### [TASK DATA]
○ ○ ○ ○

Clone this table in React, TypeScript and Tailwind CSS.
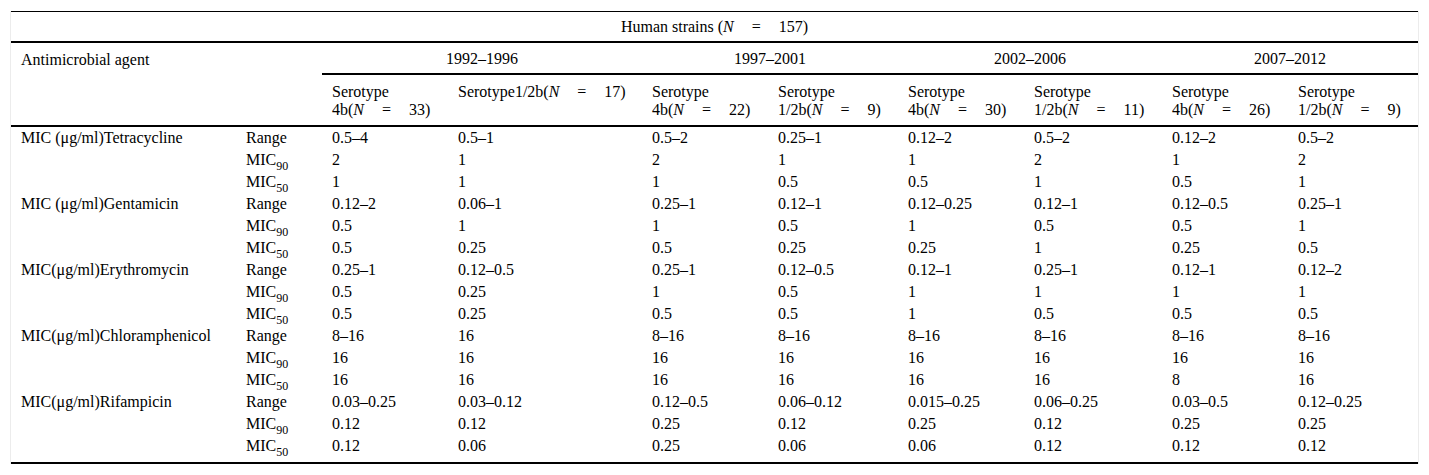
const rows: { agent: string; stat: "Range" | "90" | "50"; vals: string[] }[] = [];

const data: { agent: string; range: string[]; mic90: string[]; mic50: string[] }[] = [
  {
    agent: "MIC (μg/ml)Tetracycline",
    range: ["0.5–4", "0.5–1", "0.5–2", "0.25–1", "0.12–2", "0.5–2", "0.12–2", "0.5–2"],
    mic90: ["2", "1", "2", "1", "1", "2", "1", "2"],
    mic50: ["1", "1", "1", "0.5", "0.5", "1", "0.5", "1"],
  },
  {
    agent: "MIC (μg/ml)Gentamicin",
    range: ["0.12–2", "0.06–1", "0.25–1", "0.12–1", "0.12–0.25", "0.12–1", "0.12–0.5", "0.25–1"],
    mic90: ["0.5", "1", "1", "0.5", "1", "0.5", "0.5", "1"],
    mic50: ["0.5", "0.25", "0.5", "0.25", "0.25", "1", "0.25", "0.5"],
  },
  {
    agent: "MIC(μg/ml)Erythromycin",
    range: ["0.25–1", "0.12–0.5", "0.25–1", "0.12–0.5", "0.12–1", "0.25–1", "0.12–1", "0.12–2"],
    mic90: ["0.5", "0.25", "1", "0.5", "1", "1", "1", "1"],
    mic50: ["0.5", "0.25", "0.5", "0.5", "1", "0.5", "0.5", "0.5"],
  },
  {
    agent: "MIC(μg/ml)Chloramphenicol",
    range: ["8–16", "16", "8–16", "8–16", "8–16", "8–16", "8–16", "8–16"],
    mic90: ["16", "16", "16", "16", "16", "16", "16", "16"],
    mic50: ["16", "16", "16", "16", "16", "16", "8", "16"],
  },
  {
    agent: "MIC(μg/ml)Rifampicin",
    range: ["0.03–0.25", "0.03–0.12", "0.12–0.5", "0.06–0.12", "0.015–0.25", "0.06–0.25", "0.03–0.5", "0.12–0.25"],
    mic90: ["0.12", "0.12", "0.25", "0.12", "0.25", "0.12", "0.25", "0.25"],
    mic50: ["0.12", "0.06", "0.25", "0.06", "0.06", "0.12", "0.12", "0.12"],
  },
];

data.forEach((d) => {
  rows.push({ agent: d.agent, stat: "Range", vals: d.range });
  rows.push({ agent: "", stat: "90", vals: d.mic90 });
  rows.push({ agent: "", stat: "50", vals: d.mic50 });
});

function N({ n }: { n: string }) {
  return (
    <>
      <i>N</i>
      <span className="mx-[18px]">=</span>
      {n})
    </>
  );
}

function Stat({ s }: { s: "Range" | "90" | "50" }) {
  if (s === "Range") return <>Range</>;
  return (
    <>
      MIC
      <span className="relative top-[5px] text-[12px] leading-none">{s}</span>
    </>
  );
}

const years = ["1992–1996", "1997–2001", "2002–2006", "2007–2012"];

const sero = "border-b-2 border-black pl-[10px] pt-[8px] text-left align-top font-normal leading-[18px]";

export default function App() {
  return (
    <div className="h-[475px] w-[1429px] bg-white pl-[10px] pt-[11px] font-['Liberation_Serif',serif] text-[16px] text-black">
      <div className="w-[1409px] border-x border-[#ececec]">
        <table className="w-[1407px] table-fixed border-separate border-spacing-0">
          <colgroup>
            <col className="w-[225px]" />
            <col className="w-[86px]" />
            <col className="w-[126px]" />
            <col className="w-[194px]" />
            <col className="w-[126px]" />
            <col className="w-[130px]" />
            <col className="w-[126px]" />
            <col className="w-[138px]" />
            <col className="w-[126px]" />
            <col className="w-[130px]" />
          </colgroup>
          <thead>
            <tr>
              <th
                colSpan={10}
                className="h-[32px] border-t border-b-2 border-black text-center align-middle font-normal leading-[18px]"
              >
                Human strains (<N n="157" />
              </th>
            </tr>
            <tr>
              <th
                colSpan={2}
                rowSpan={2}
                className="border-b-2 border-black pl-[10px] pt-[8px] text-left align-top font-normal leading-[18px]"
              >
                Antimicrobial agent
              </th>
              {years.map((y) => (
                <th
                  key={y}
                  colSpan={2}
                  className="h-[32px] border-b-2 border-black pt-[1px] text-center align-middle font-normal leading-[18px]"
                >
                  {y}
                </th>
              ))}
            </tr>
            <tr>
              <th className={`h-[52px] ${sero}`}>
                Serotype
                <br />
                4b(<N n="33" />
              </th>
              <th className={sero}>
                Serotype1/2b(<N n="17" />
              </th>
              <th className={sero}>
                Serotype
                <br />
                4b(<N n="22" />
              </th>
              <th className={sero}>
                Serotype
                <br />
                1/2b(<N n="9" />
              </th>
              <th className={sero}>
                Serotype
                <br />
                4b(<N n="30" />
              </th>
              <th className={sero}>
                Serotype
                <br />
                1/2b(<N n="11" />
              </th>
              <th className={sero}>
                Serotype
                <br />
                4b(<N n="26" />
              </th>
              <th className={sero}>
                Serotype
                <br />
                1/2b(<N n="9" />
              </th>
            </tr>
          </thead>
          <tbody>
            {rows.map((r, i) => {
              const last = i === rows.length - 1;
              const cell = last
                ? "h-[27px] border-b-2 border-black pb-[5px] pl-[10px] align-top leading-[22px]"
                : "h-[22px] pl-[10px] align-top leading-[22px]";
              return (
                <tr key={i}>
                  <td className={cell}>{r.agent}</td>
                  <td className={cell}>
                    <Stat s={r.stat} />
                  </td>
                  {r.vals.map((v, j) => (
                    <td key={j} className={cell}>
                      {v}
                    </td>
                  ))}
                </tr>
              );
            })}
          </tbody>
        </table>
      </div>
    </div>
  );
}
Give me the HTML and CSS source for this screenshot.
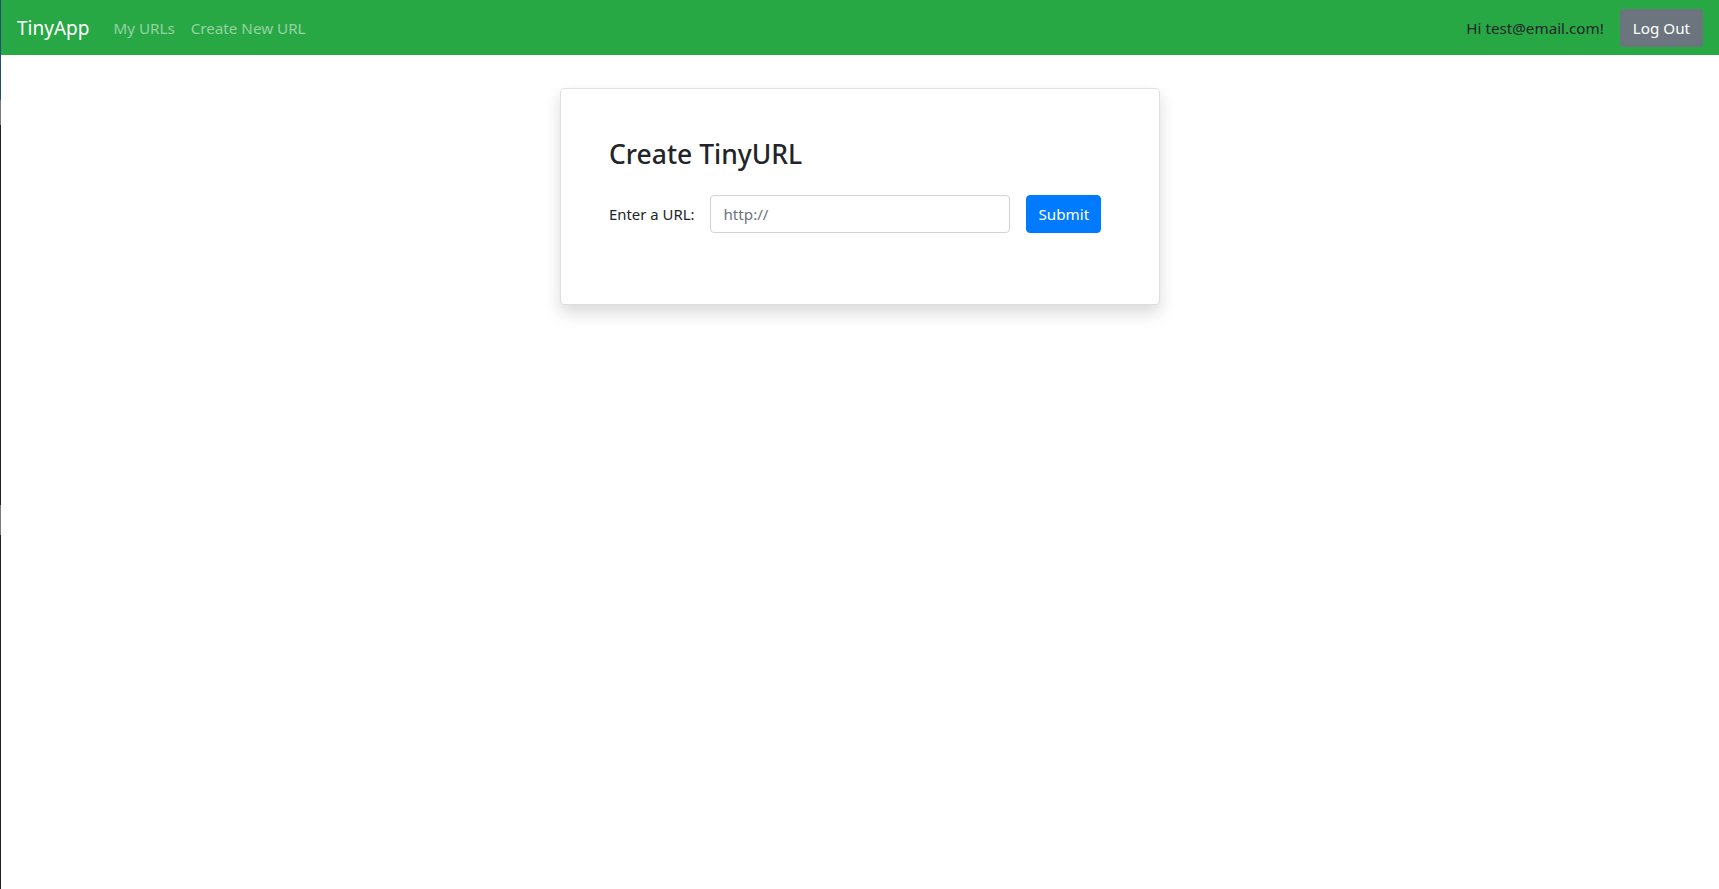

○ ○ ○ ○

### [WHAT TO DO]
Every record above should come back exactly, but without its pictures.

### [FULL RESPONSE]
Clone this table in React, TypeScript and Tailwind CSS.
const rows: { agent: string; stat: "Range" | "90" | "50"; vals: string[] }[] = [];

const data: { agent: string; range: string[]; mic90: string[]; mic50: string[] }[] = [
  {
    agent: "MIC (μg/ml)Tetracycline",
    range: ["0.5–4", "0.5–1", "0.5–2", "0.25–1", "0.12–2", "0.5–2", "0.12–2", "0.5–2"],
    mic90: ["2", "1", "2", "1", "1", "2", "1", "2"],
    mic50: ["1", "1", "1", "0.5", "0.5", "1", "0.5", "1"],
  },
  {
    agent: "MIC (μg/ml)Gentamicin",
    range: ["0.12–2", "0.06–1", "0.25–1", "0.12–1", "0.12–0.25", "0.12–1", "0.12–0.5", "0.25–1"],
    mic90: ["0.5", "1", "1", "0.5", "1", "0.5", "0.5", "1"],
    mic50: ["0.5", "0.25", "0.5", "0.25", "0.25", "1", "0.25", "0.5"],
  },
  {
    agent: "MIC(μg/ml)Erythromycin",
    range: ["0.25–1", "0.12–0.5", "0.25–1", "0.12–0.5", "0.12–1", "0.25–1", "0.12–1", "0.12–2"],
    mic90: ["0.5", "0.25", "1", "0.5", "1", "1", "1", "1"],
    mic50: ["0.5", "0.25", "0.5", "0.5", "1", "0.5", "0.5", "0.5"],
  },
  {
    agent: "MIC(μg/ml)Chloramphenicol",
    range: ["8–16", "16", "8–16", "8–16", "8–16", "8–16", "8–16", "8–16"],
    mic90: ["16", "16", "16", "16", "16", "16", "16", "16"],
    mic50: ["16", "16", "16", "16", "16", "16", "8", "16"],
  },
  {
    agent: "MIC(μg/ml)Rifampicin",
    range: ["0.03–0.25", "0.03–0.12", "0.12–0.5", "0.06–0.12", "0.015–0.25", "0.06–0.25", "0.03–0.5", "0.12–0.25"],
    mic90: ["0.12", "0.12", "0.25", "0.12", "0.25", "0.12", "0.25", "0.25"],
    mic50: ["0.12", "0.06", "0.25", "0.06", "0.06", "0.12", "0.12", "0.12"],
  },
];

data.forEach((d) => {
  rows.push({ agent: d.agent, stat: "Range", vals: d.range });
  rows.push({ agent: "", stat: "90", vals: d.mic90 });
  rows.push({ agent: "", stat: "50", vals: d.mic50 });
});

function N({ n }: { n: string }) {
  return (
    <>
      <i>N</i>
      <span className="mx-[18px]">=</span>
      {n})
    </>
  );
}

function Stat({ s }: { s: "Range" | "90" | "50" }) {
  if (s === "Range") return <>Range</>;
  return (
    <>
      MIC
      <span className="relative top-[5px] text-[12px] leading-none">{s}</span>
    </>
  );
}

const years = ["1992–1996", "1997–2001", "2002–2006", "2007–2012"];

const sero = "border-b-2 border-black pl-[10px] pt-[8px] text-left align-top font-normal leading-[18px]";

export default function App() {
  return (
    <div className="h-[475px] w-[1429px] bg-white pl-[10px] pt-[11px] font-['Liberation_Serif',serif] text-[16px] text-black">
      <div className="w-[1409px] border-x border-[#ececec]">
        <table className="w-[1407px] table-fixed border-separate border-spacing-0">
          <colgroup>
            <col className="w-[225px]" />
            <col className="w-[86px]" />
            <col className="w-[126px]" />
            <col className="w-[194px]" />
            <col className="w-[126px]" />
            <col className="w-[130px]" />
            <col className="w-[126px]" />
            <col className="w-[138px]" />
            <col className="w-[126px]" />
            <col className="w-[130px]" />
          </colgroup>
          <thead>
            <tr>
              <th
                colSpan={10}
                className="h-[32px] border-t border-b-2 border-black text-center align-middle font-normal leading-[18px]"
              >
                Human strains (<N n="157" />
              </th>
            </tr>
            <tr>
              <th
                colSpan={2}
                rowSpan={2}
                className="border-b-2 border-black pl-[10px] pt-[8px] text-left align-top font-normal leading-[18px]"
              >
                Antimicrobial agent
              </th>
              {years.map((y) => (
                <th
                  key={y}
                  colSpan={2}
                  className="h-[32px] border-b-2 border-black pt-[1px] text-center align-middle font-normal leading-[18px]"
                >
                  {y}
                </th>
              ))}
            </tr>
            <tr>
              <th className={`h-[52px] ${sero}`}>
                Serotype
                <br />
                4b(<N n="33" />
              </th>
              <th className={sero}>
                Serotype1/2b(<N n="17" />
              </th>
              <th className={sero}>
                Serotype
                <br />
                4b(<N n="22" />
              </th>
              <th className={sero}>
                Serotype
                <br />
                1/2b(<N n="9" />
              </th>
              <th className={sero}>
                Serotype
                <br />
                4b(<N n="30" />
              </th>
              <th className={sero}>
                Serotype
                <br />
                1/2b(<N n="11" />
              </th>
              <th className={sero}>
                Serotype
                <br />
                4b(<N n="26" />
              </th>
              <th className={sero}>
                Serotype
                <br />
                1/2b(<N n="9" />
              </th>
            </tr>
          </thead>
          <tbody>
            {rows.map((r, i) => {
              const last = i === rows.length - 1;
              const cell = last
                ? "h-[27px] border-b-2 border-black pb-[5px] pl-[10px] align-top leading-[22px]"
                : "h-[22px] pl-[10px] align-top leading-[22px]";
              return (
                <tr key={i}>
                  <td className={cell}>{r.agent}</td>
                  <td className={cell}>
                    <Stat s={r.stat} />
                  </td>
                  {r.vals.map((v, j) => (
                    <td key={j} className={cell}>
                      {v}
                    </td>
                  ))}
                </tr>
              );
            })}
          </tbody>
        </table>
      </div>
    </div>
  );
}
Give me the HTML and CSS source for this screenshot.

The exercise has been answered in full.